Unlike cities on the mainland and around the world – where the destruction of illegal ivory is typically a high-profile, publicised event – Hong Kong’s incinerations are tightly controlled, with only members of the government’s 15-member Endangered Species Advisory Committee permitted to monitor them.
The calls for greater transparency grew stronger last week after global conservation icon Richard Leakey said he found the current situation in Hong Kong “puzzling and worrying”.
“I think there is a need for complete transparency when burning a commodity that is clearly illegal … I would be concerned if the secrecy policy continued,” said Leakey, 70.
“Why is it secret? You keep secrets generally because you’re not doing a very good job.

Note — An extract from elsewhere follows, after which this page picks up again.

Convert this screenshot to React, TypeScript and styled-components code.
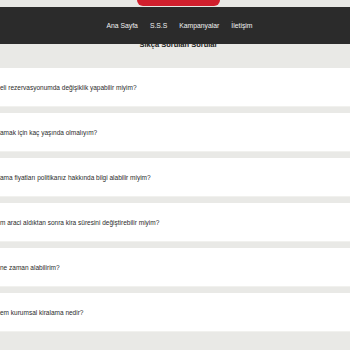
import React from "react";
import styled, { createGlobalStyle } from "styled-components";

const GlobalStyle = createGlobalStyle`
  body {
    margin: 0;
    background: #e9e9e6;
    font-family: "Liberation Sans", Arial, sans-serif;
  }
`;

const TopStrip = styled.div`
  height: 7px;
  background: #e8e8e4;
  display: flex;
  justify-content: center;
`;

const Pill = styled.div`
  width: 83px;
  height: 6px;
  margin-left: 7px;
  background: #d11f2d;
  border-radius: 0 0 12px 12px;
`;

const NavBar = styled.nav`
  position: relative;
  z-index: 2;
  height: 37px;
  background: #2b2b2b;
  display: flex;
  align-items: center;
  justify-content: center;
  gap: 12px;
  padding-left: 9px;
`;

const NavLink = styled.a`
  color: #f2f2f2;
  font-size: 6.8px;
  text-decoration: none;
  cursor: pointer;
`;

const Heading = styled.h1`
  margin: -4px 0 0;
  padding-left: 7px;
  font-size: 7.5px;
  font-weight: bold;
  color: #222;
  text-align: center;
  line-height: 10px;
`;

const List = styled.div`
  margin-top: 18px;
  display: flex;
  flex-direction: column;
  gap: 6px;
`;

const Card = styled.div`
  height: 39px;
  background: #fff;
  border-bottom: 1px solid #f1f1ee;
  box-sizing: border-box;
  display: flex;
  align-items: center;
  overflow: hidden;
  font-size: 6.5px;
  color: #2a2a2a;
  white-space: nowrap;
`;

// prefix sits just left of the screen edge, the rest runs from x=0
const Hidden = styled.span`
  width: 0;
  display: flex;
  justify-content: flex-end;
`;

const faqs = [
  ["Önceden ödem", "eli rezervasyonumda değişiklik yapabilir miyim?"],
  ["Araç kiral", "amak için kaç yaşında olmalıyım?"],
  ["Araç kiral", "ama fiyatları politikanız hakkında bilgi alabilir miyim?"],
  ["Kiraladığı", "m araci aldıktan sonra kira süresini değiştirebilir miyim?"],
  ["Depozito iademi ", "ne zaman alabilirim?"],
  ["Uzun dön", "em kurumsal kiralama nedir?"],
];

export default function App() {
  return (
    <>
      <GlobalStyle />
      <TopStrip>
        <Pill />
      </TopStrip>
      <NavBar>
        <NavLink>Ana Sayfa</NavLink>
        <NavLink>S.S.S</NavLink>
        <NavLink>Kampanyalar</NavLink>
        <NavLink>İletişim</NavLink>
      </NavBar>
      <Heading>Sıkça Sorulan Sorular</Heading>
      <List>
        {faqs.map(([pre, rest], idx) => (
          <Card key={idx}>
            <Hidden>
              <span>{pre.replace(/ $/, "\u00a0")}</span>
            </Hidden>
            <span>{rest}</span>
          </Card>
        ))}
      </List>
    </>
  );
}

You may have personal reasons or vested interests.
“I think that a country as advanced as this and sophisticated as this, particularly with mainland China being more and more open with things like corruption, this should translate into policy across the region.”
The Agriculture, Fisheries and Conservation Department, which handles the incineration of more than a tonne of illegal ivory every month, said it had devised the protocol to minimise risk of malpractice and ensure the ivory was thoroughly destroyed. “The current arrangement is considered appropriate,” said a spokesman for the department, adding that at least one member of the advisory committee had been invited to monitor each round of incinerations.
However, it is not known how many members of the committee have actually shown up to observe since the first load was destroyed last May.
The committee has been criticised by wildlife campaigners, who point to the number of members who are involved in the wildlife trade.
Paul Shin Kam-shing, a former chairman of the advisory committee, told the Sunday Morning Post there was no reason not to allow independent monitors. “Personally, I don’t see the problem. If I was [still] a member, I would say: Why not?”
Shaw Pang-chui, the current chairman of the advisory committee and a professor at Chinese University, said he attended the incineration only once at the facility in Tsing Yi and saw the destruction carried out in a “serious and meticulous manner”.
“I randomly checked some boxes to ensure the presence of ivory and also witnessed the loading of the boxes to the incinerator,” he said, but added that more publicity was needed and vowed to raise the issue with the government.